DIRECTIONS FOR THIS TASK
Starting at the first line of the data, print each line verbatim up to and including the line bearing "const DARK = '#46535e';", omitting pictures.

DATASET EXCERPT
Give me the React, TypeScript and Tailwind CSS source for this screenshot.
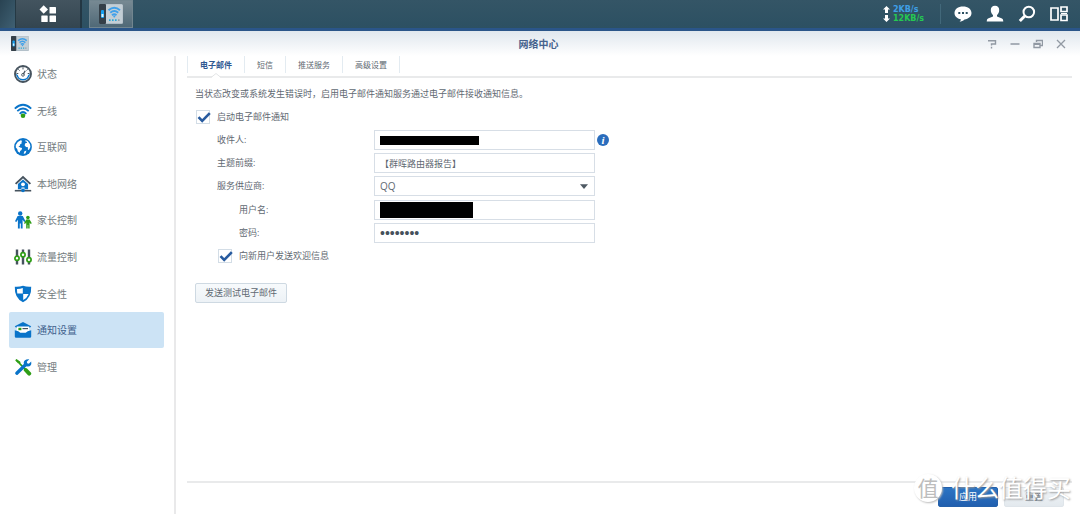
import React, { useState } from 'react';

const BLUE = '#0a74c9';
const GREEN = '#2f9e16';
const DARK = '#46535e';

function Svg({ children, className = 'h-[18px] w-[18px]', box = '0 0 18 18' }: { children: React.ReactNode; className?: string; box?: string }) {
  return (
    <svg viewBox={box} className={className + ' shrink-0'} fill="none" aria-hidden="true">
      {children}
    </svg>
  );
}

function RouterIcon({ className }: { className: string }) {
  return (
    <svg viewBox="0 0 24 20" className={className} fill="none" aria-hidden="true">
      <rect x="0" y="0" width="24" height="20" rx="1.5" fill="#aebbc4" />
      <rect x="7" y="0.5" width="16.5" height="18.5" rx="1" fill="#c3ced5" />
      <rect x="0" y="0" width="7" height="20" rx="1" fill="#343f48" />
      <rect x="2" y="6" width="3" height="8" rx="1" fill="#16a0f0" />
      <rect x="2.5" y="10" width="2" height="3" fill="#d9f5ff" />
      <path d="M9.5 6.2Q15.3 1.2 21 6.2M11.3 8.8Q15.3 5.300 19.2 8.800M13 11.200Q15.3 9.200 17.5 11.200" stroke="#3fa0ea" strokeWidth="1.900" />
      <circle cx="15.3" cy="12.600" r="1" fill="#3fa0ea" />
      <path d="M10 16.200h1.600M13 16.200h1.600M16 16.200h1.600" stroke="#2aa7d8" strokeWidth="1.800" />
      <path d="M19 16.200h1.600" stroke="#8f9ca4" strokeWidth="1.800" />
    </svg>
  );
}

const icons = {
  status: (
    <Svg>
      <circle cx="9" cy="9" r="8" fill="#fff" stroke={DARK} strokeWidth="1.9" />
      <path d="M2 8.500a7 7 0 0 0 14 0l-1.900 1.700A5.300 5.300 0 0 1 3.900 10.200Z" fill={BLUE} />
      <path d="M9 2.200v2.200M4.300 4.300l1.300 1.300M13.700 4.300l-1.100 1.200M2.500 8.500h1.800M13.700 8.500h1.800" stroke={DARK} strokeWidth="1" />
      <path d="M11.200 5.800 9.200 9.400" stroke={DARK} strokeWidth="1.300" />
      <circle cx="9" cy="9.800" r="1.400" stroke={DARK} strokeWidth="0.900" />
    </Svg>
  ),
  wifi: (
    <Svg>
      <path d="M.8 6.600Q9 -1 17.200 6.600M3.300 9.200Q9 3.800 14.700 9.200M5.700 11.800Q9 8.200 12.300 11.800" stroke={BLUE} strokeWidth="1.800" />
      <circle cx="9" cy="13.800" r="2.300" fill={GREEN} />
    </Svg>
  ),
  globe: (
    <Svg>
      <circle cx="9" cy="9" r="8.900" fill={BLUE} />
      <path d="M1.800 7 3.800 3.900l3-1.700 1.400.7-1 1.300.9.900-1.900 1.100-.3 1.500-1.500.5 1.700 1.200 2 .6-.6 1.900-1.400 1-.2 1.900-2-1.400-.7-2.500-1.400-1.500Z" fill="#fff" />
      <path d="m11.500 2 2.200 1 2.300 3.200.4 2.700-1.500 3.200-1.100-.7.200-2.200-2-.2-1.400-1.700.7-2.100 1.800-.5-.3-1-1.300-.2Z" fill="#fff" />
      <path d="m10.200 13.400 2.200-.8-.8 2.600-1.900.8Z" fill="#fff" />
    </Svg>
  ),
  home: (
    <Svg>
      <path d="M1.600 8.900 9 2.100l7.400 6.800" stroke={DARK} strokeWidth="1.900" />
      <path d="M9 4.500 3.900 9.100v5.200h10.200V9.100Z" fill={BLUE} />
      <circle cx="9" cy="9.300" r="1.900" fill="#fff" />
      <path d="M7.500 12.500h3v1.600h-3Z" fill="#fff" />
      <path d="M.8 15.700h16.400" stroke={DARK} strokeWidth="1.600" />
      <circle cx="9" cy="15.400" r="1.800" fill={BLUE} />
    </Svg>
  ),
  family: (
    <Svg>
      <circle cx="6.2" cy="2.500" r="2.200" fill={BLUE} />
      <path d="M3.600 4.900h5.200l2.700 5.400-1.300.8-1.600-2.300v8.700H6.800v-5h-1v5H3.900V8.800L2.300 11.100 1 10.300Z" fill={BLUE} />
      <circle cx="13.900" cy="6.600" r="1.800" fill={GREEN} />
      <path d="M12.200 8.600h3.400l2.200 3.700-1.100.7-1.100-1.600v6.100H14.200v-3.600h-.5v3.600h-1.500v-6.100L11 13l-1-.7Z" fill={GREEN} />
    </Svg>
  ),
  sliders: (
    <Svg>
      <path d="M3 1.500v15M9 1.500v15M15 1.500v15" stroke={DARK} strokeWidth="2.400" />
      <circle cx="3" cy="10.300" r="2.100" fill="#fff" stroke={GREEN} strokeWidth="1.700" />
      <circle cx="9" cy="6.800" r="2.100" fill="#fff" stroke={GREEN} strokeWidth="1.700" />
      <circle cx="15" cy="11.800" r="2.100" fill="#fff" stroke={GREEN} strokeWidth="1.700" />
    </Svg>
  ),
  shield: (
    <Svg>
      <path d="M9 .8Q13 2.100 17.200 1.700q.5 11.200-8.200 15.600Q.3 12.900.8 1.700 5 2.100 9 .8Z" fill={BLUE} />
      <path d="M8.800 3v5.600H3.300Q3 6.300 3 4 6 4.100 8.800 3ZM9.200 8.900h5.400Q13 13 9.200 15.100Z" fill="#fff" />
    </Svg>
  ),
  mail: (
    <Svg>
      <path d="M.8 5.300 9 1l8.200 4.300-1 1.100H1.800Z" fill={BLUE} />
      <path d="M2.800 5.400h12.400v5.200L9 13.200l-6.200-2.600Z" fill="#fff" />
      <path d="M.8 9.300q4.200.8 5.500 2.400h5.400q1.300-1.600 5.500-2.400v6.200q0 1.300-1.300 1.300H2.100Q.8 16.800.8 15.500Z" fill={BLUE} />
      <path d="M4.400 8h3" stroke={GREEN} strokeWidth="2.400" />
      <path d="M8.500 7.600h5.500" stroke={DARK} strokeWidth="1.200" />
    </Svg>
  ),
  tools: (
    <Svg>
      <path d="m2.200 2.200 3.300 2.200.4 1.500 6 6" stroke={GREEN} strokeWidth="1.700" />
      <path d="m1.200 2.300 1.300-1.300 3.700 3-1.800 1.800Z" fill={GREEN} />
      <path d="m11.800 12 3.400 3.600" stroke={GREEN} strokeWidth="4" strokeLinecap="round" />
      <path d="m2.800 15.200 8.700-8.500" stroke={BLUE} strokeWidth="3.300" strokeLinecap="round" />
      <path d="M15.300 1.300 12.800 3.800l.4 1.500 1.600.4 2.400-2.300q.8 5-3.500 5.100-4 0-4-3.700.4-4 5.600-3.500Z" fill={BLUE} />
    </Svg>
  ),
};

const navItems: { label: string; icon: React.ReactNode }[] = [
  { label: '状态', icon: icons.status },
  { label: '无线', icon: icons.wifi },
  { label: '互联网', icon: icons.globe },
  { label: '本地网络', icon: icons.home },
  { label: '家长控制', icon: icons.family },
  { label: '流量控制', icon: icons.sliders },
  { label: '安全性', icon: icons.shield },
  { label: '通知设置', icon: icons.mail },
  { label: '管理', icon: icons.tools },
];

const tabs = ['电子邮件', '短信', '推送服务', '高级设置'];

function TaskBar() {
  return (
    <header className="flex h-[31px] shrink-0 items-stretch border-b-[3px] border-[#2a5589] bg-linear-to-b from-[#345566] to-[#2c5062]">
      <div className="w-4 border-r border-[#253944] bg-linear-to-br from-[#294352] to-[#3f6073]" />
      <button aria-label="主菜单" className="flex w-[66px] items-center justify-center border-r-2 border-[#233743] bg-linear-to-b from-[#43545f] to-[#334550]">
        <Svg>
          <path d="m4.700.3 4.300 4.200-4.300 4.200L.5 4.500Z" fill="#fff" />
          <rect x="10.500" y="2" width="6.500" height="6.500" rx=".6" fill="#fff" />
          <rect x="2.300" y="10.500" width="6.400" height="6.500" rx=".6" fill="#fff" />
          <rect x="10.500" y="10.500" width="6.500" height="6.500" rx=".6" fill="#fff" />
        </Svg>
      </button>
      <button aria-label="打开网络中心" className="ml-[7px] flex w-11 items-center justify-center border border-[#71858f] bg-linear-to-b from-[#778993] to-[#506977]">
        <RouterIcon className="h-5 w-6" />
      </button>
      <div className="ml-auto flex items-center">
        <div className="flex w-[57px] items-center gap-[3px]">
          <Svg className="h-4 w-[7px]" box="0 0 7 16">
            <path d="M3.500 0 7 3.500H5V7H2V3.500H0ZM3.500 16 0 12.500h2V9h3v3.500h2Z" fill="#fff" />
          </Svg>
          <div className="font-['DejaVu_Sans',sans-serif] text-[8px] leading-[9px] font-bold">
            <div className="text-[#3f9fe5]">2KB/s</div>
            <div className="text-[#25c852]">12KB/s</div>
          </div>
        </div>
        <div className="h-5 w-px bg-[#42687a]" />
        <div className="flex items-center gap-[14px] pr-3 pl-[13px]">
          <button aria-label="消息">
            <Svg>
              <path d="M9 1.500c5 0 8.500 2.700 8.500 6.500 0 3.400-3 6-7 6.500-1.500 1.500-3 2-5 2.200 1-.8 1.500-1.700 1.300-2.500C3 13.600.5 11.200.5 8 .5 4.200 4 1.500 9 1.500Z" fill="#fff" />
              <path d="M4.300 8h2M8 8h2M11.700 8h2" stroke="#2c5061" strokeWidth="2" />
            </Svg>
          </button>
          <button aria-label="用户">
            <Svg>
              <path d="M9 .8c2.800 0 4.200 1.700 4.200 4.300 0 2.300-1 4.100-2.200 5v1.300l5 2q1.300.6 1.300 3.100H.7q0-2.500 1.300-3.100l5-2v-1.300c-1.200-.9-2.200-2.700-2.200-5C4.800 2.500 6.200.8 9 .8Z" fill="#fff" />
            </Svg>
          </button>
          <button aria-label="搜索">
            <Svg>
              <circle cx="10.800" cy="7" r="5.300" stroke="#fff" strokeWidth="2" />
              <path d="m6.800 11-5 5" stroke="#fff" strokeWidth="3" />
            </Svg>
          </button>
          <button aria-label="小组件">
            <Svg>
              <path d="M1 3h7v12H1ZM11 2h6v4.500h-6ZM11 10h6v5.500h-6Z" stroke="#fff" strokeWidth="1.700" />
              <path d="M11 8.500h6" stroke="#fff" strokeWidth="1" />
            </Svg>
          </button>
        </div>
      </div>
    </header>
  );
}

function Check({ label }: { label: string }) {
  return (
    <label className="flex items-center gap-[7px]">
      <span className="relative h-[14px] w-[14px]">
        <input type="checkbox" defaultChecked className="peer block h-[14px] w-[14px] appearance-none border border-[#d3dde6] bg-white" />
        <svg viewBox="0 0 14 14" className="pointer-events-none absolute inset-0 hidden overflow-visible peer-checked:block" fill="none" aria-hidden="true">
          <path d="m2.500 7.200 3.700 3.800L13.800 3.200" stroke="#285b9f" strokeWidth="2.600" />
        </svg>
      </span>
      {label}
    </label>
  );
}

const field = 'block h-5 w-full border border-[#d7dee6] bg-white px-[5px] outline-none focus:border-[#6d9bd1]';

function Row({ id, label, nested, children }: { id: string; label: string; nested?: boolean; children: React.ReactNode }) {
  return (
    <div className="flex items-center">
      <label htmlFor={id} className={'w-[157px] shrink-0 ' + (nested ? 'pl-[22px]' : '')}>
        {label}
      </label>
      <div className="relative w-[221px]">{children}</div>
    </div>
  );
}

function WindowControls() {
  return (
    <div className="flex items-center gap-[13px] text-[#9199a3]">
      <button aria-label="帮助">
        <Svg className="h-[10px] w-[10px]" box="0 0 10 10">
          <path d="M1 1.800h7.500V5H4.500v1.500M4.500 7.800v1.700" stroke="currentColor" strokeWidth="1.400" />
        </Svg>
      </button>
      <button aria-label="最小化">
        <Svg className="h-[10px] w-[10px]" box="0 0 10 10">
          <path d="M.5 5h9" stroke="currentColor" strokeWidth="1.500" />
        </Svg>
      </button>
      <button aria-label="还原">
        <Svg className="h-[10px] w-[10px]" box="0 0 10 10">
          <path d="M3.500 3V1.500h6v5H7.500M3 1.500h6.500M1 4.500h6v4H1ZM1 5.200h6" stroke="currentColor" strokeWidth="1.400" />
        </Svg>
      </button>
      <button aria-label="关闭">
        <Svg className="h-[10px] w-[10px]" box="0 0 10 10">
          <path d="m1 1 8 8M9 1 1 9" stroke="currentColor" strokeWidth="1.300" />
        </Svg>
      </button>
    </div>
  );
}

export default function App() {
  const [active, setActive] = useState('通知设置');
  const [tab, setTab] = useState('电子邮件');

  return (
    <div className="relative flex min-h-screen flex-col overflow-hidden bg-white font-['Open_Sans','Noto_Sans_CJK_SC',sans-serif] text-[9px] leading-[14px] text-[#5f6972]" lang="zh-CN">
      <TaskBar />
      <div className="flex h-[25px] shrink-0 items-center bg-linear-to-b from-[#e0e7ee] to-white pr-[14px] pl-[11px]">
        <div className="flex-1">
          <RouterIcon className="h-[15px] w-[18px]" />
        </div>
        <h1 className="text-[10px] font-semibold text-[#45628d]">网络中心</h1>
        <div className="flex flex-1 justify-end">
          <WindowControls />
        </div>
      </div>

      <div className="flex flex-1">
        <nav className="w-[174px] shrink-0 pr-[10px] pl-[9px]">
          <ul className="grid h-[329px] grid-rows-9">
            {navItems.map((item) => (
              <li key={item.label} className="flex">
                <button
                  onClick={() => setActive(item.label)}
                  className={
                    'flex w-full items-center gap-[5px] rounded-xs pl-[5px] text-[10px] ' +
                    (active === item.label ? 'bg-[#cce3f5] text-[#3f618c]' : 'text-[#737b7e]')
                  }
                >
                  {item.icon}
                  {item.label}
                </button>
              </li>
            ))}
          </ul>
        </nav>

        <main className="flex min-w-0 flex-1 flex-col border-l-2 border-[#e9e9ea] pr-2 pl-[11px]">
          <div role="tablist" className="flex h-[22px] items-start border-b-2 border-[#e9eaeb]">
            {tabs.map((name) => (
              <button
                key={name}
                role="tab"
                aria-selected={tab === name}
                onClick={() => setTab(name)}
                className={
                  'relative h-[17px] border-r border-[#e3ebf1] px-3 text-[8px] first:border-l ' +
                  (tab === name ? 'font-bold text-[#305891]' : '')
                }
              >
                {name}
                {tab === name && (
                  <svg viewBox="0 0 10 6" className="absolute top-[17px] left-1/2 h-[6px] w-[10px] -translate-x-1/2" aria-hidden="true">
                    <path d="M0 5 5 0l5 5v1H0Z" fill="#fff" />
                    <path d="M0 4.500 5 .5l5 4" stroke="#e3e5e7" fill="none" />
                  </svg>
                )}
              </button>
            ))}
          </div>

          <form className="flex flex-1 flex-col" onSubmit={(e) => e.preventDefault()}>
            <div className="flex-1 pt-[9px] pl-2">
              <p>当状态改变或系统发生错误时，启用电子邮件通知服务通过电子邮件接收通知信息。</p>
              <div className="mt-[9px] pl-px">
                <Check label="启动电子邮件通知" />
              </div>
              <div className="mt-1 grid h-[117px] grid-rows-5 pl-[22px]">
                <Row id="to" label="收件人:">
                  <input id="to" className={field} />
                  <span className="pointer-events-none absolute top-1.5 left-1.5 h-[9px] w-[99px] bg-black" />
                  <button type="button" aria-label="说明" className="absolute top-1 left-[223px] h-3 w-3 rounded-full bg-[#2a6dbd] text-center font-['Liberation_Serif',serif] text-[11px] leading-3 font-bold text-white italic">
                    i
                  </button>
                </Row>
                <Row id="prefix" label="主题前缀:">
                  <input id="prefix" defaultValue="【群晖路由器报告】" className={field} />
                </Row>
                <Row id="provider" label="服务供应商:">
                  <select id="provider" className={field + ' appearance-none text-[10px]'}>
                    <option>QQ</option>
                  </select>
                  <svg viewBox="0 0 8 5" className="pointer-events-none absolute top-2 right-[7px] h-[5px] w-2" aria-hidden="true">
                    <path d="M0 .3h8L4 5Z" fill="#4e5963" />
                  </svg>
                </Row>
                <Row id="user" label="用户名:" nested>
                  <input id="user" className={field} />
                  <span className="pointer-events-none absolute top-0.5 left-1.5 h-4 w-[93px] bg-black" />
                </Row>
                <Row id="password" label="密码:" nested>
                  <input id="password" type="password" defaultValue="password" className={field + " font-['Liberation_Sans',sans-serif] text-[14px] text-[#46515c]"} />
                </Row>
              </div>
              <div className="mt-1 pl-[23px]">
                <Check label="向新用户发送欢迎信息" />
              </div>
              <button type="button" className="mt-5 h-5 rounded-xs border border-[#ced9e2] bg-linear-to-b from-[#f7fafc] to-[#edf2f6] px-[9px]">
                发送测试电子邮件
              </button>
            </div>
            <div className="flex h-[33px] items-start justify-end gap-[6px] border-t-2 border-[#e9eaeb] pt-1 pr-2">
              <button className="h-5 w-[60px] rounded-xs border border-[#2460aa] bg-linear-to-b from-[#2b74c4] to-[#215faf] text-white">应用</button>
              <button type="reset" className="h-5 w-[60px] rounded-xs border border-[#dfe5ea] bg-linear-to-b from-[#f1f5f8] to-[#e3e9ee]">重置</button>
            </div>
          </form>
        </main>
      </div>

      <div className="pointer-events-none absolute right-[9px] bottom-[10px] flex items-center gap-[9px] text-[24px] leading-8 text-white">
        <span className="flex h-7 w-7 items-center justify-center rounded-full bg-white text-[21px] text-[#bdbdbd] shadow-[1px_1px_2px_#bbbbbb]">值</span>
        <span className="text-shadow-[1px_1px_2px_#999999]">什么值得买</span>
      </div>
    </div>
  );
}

OUTPUT OF THE TASK
Give me the React, TypeScript and Tailwind CSS source for this screenshot.
import React, { useState } from 'react';

const BLUE = '#0a74c9';
const GREEN = '#2f9e16';
const DARK = '#46535e';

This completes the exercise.